The White Dot thing....not wishing to sound smug, but if the other two raise their hand then they can see two other white dots each. Yours and one of each other.

Sid said...

I am truly longing for something to put in my toilet. It's not a book...but it could be. Some of it may be fact, but probably most of it will be fiction.
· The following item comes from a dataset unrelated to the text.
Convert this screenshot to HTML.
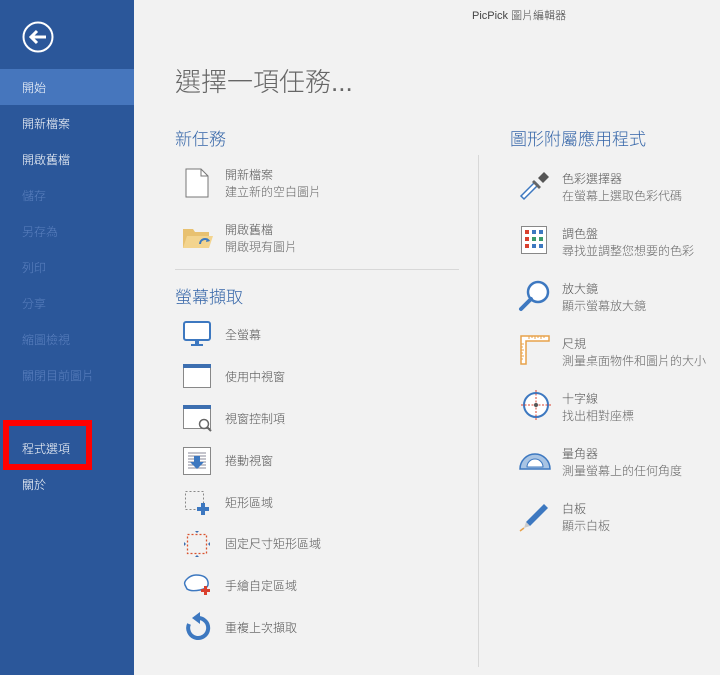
<!DOCTYPE html>
<html><head><meta charset="utf-8"><style>
*{margin:0;padding:0;box-sizing:border-box}
body{width:720px;height:675px;background:#f2f2f2;position:relative;overflow:hidden;font-family:"Liberation Sans","Noto Sans CJK TC",sans-serif;color:#555}
.sb{position:absolute;left:0;top:0;width:134px;height:675px;background:#2b579a}
.sel{position:absolute;left:0;top:69px;width:134px;height:36px;background:#4676bd}
.si{position:absolute;left:22px;font-size:12px;color:#fff;font-weight:300}
.dis{color:#5b80bf}
.red{position:absolute;left:3px;top:420px;width:89px;height:50px;border:6px solid #f00}
.t{position:absolute;font-size:12px;white-space:nowrap;color:#555;font-weight:300}
.s{color:#666}
.h{position:absolute;font-size:17px;color:#3465a8;font-weight:300}
svg{position:absolute}
</style></head><body>
<div class="sb"></div>
<div class="sel"></div>
<svg style="left:22px;top:21px" width="32" height="32" viewBox="0 0 32 32"><circle cx="16" cy="16" r="14.5" fill="none" stroke="#fff" stroke-width="2"/><path d="M24 16H9M15 10l-6 6 6 6" fill="none" stroke="#fff" stroke-width="3"/></svg>
<div class="si" style="top:79px">開始</div>
<div class="si" style="top:115px">開新檔案</div>
<div class="si" style="top:151px">開啟舊檔</div>
<div class="si dis" style="top:187px">儲存</div>
<div class="si dis" style="top:223px">另存為</div>
<div class="si dis" style="top:259px">列印</div>
<div class="si dis" style="top:295px">分享</div>
<div class="si dis" style="top:331px">縮圖檢視</div>
<div class="si dis" style="top:367px">關閉目前圖片</div>
<div class="si" style="top:440px">程式選項</div>
<div class="si" style="top:476px">關於</div>
<div class="red"></div>

<div class="t" style="left:472px;top:7px;font-size:11px;color:#444">PicPick 圖片編輯器</div>
<div style="position:absolute;left:175px;top:62px;font-size:26px;color:#666;font-weight:300">選擇一項任務...</div>
<div class="h" style="left:175px;top:125px">新任務</div>
<div class="h" style="left:510px;top:125px">圖形附屬應用程式</div>
<div class="h" style="left:175px;top:283px">螢幕擷取</div>
<div style="position:absolute;left:175px;top:269px;width:284px;height:1px;background:#d8d8d8"></div>
<div style="position:absolute;left:478px;top:155px;width:1px;height:512px;background:#d8d8d8"></div>

<svg style="left:185px;top:168px" width="24" height="30"><path d="M1 1H16L23 8V29H1Z" fill="#fff" stroke="#777"/><path d="M16 1V8H23" fill="none" stroke="#777"/></svg>
<div class="t" style="left:225px;top:166px">開新檔案</div><div class="t s" style="left:225px;top:183px">建立新的空白圖片</div>
<svg style="left:182px;top:226px" width="32" height="24"><path d="M1 3H11L13 6H27V22H1Z" fill="#e8c170"/><path d="M1 22L5 10H31L27 22Z" fill="#f3d48e"/><path d="M18 18a5 5 0 0 1 9-3" fill="none" stroke="#3d7ac0" stroke-width="2"/><path d="M25 12l3 3-4 1z" fill="#3d7ac0"/></svg>
<div class="t" style="left:225px;top:221px">開啟舊檔</div><div class="t s" style="left:225px;top:238px">開啟現有圖片</div>

<svg style="left:183px;top:321px" width="28" height="26"><rect x="1" y="1" width="26" height="18" rx="2" fill="#fff" stroke="#3d78c0" stroke-width="2"/><path d="M12 20h4v3h4v2H8v-2h4z" fill="#3d78c0"/></svg>
<div class="t" style="left:225px;top:326px">全螢幕</div>
<svg style="left:183px;top:364px" width="28" height="24"><rect x="0.5" y="0.5" width="27" height="23" fill="#fff" stroke="#888"/><rect x="0" y="0" width="28" height="4" fill="#3d6fb0"/></svg>
<div class="t" style="left:225px;top:368px">使用中視窗</div>
<svg style="left:183px;top:405px" width="30" height="28"><rect x="0.5" y="0.5" width="27" height="23" fill="#fff" stroke="#888"/><rect x="0" y="0" width="28" height="4" fill="#3d6fb0"/><circle cx="21" cy="19" r="4.5" fill="#fff" stroke="#666" stroke-width="1.5"/><path d="M24 22l4 4" stroke="#666" stroke-width="2"/></svg>
<div class="t" style="left:225px;top:410px">視窗控制項</div>
<svg style="left:183px;top:447px" width="28" height="28"><rect x="0.5" y="0.5" width="27" height="27" fill="#fff" stroke="#888"/><path d="M5 6h18M5 9h18M5 12h18M5 15h18M5 18h18M5 21h18" stroke="#889" stroke-width="1"/><path d="M11 9h6v6h4l-7 7-7-7h4z" fill="#3d78c0"/></svg>
<div class="t" style="left:225px;top:452px">捲動視窗</div>
<svg style="left:184px;top:490px" width="28" height="26"><rect x="1.5" y="1.5" width="18" height="18" fill="none" stroke="#888" stroke-dasharray="2 2"/><path d="M18 15h4v4h4v4h-4v4h-4v-4h-4v-4h4z" fill="#3d78c0" transform="translate(-1,-2)"/></svg>
<div class="t" style="left:225px;top:494px">矩形區域</div>
<svg style="left:183px;top:530px" width="28" height="28"><rect x="4.5" y="4.5" width="19" height="19" fill="none" stroke="#d9522e" stroke-width="1.3" stroke-dasharray="2 2"/><path d="M12 1h4l-2 2zM12 27h4l-2-2zM1 12v4l2-2zM27 12v4l-2-2z" fill="#3d6fb0"/></svg>
<div class="t" style="left:225px;top:535px">固定尺寸矩形區域</div>
<svg style="left:182px;top:572px" width="32" height="26"><path d="M3 13C1 9 8 3 14 3s11 2 12 7c1 5-3 7-8 8s-10 1-13-1z" fill="#fff" stroke="#3d78c0" stroke-width="1.5"/><path d="M22 14h3v3h3v3h-3v3h-3v-3h-3v-3h3z" fill="#d9402e"/></svg>
<div class="t" style="left:225px;top:577px">手繪自定區域</div>
<svg style="left:184px;top:612px" width="28" height="30"><path d="M14 6a10 10 0 1 1-9 6" fill="none" stroke="#3d78c0" stroke-width="4"/><path d="M16 0v12l-8-6z" fill="#3d78c0"/></svg>
<div class="t" style="left:225px;top:619px">重複上次擷取</div>

<svg style="left:518px;top:170px" width="32" height="32"><path d="M3 29L17 15l3 3L6 32z" fill="#fff" stroke="#3d78c0" stroke-width="1.5" transform="translate(0,-3)"/><path d="M20 8l6-6 5 5-6 6z" fill="#555"/><path d="M16 10l7 7-2 2-7-7z" fill="#666"/></svg>
<div class="t" style="left:562px;top:170px">色彩選擇器</div><div class="t s" style="left:562px;top:187px">在螢幕上選取色彩代碼</div>
<svg style="left:521px;top:226px" width="26" height="28"><rect x="0.5" y="0.5" width="25" height="27" fill="#fff" stroke="#888"/><g fill="#d9402e"><rect x="4" y="4" width="4" height="4"/><rect x="4" y="11" width="4" height="4"/><rect x="4" y="18" width="4" height="4"/></g><g fill="#3d78c0"><rect x="11" y="4" width="4" height="4"/><rect x="18" y="4" width="4" height="4"/><rect x="11" y="18" width="4" height="4"/><rect x="18" y="18" width="4" height="4"/></g><g fill="#3a9a6a"><rect x="11" y="11" width="4" height="4"/><rect x="18" y="11" width="4" height="4"/></g></svg>
<div class="t" style="left:562px;top:225px">調色盤</div><div class="t s" style="left:562px;top:242px">尋找並調整您想要的色彩</div>
<svg style="left:518px;top:279px" width="32" height="34"><circle cx="20" cy="13" r="10" fill="#fff" stroke="#3d78c0" stroke-width="2.5"/><path d="M13 20L3 30" stroke="#3d78c0" stroke-width="4" stroke-linecap="round"/></svg>
<div class="t" style="left:562px;top:280px">放大鏡</div><div class="t s" style="left:562px;top:297px">顯示螢幕放大鏡</div>
<svg style="left:520px;top:335px" width="30" height="30"><path d="M1 1H29V6H6V29H1Z" fill="#fff" stroke="#e8a24a" stroke-width="1.5"/><path d="M9 1v3M12 1v2M15 1v3M18 1v2M21 1v3M24 1v2M1 9h3M1 12h2M1 15h3M1 18h2M1 21h3M1 24h2" stroke="#e8a24a"/></svg>
<div class="t" style="left:562px;top:335px">尺規</div><div class="t s" style="left:562px;top:352px">測量桌面物件和圖片的大小</div>
<svg style="left:520px;top:389px" width="32" height="32"><circle cx="16" cy="16" r="12" fill="#fff" stroke="#3d78c0" stroke-width="2"/><path d="M16 1v30M1 16h30" stroke="#d9402e" stroke-dasharray="2 1.5"/><circle cx="16" cy="16" r="2" fill="#555"/></svg>
<div class="t" style="left:562px;top:390px">十字線</div><div class="t s" style="left:562px;top:407px">找出相對座標</div>
<svg style="left:519px;top:452px" width="32" height="20"><path d="M1 17A15 15 0 0 1 31 17Z" fill="#a8c4e4" stroke="#3d78c0" stroke-width="1.5"/><path d="M8 15A8 8 0 0 1 24 15Z" fill="#fff" stroke="#3d78c0"/></svg>
<div class="t" style="left:562px;top:445px">量角器</div><div class="t s" style="left:562px;top:462px">測量螢幕上的任何角度</div>
<svg style="left:518px;top:500px" width="32" height="32"><path d="M8 22L26 4l4 4-18 18z" fill="#3d78c0"/><path d="M8 22l4 4-6 2z" fill="#ccc"/><path d="M6 28L2 31" stroke="#e8a24a" stroke-width="1.5"/></svg>
<div class="t" style="left:562px;top:500px">白板</div><div class="t s" style="left:562px;top:517px">顯示白板</div>
</body></html>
I hope I live long enough to read it...
Please Mr Chilcott give me something for the loo.

Bentonbag said...

Once upon a time I was at a coffee morning at Glebe School.
Sitting near me was a young mum with her mum who were talking about her sister/daughter who was terrified of the Daleks.
Grandma had been to Blackpool and bought a lifesized poster of a Dalek and she and Mum were discussing where to put it in sister's house for best, most terrifying effect.
After a while I said "Put in on the back of the toilet door"
They looked at me questioningly so I said
"Well she won't see it until she's shut the door and sat down"
There was a moment's thought then Mum said
"Aye, and she'll be in the right place when she sh8ts herself."
Grandma looked at me and said appraisingly
"I like you: you're evil."

Ian Robinson said...

I knew this would happen! Pin back yer lugholes (as they used to say)...
You're right, Sid. But remember - the instruction was to raise your hand if you can see A WHITE DOT. So yes, we'd all raise our hands. BUT how does that prove that YOUR dot is white? The two other people COULD have raised their hands because they could (conceivably) only see EACH OTHER'S forehead dots.
Answer me that!
(Maybe we should foregather for a coffee before this comes to blows!)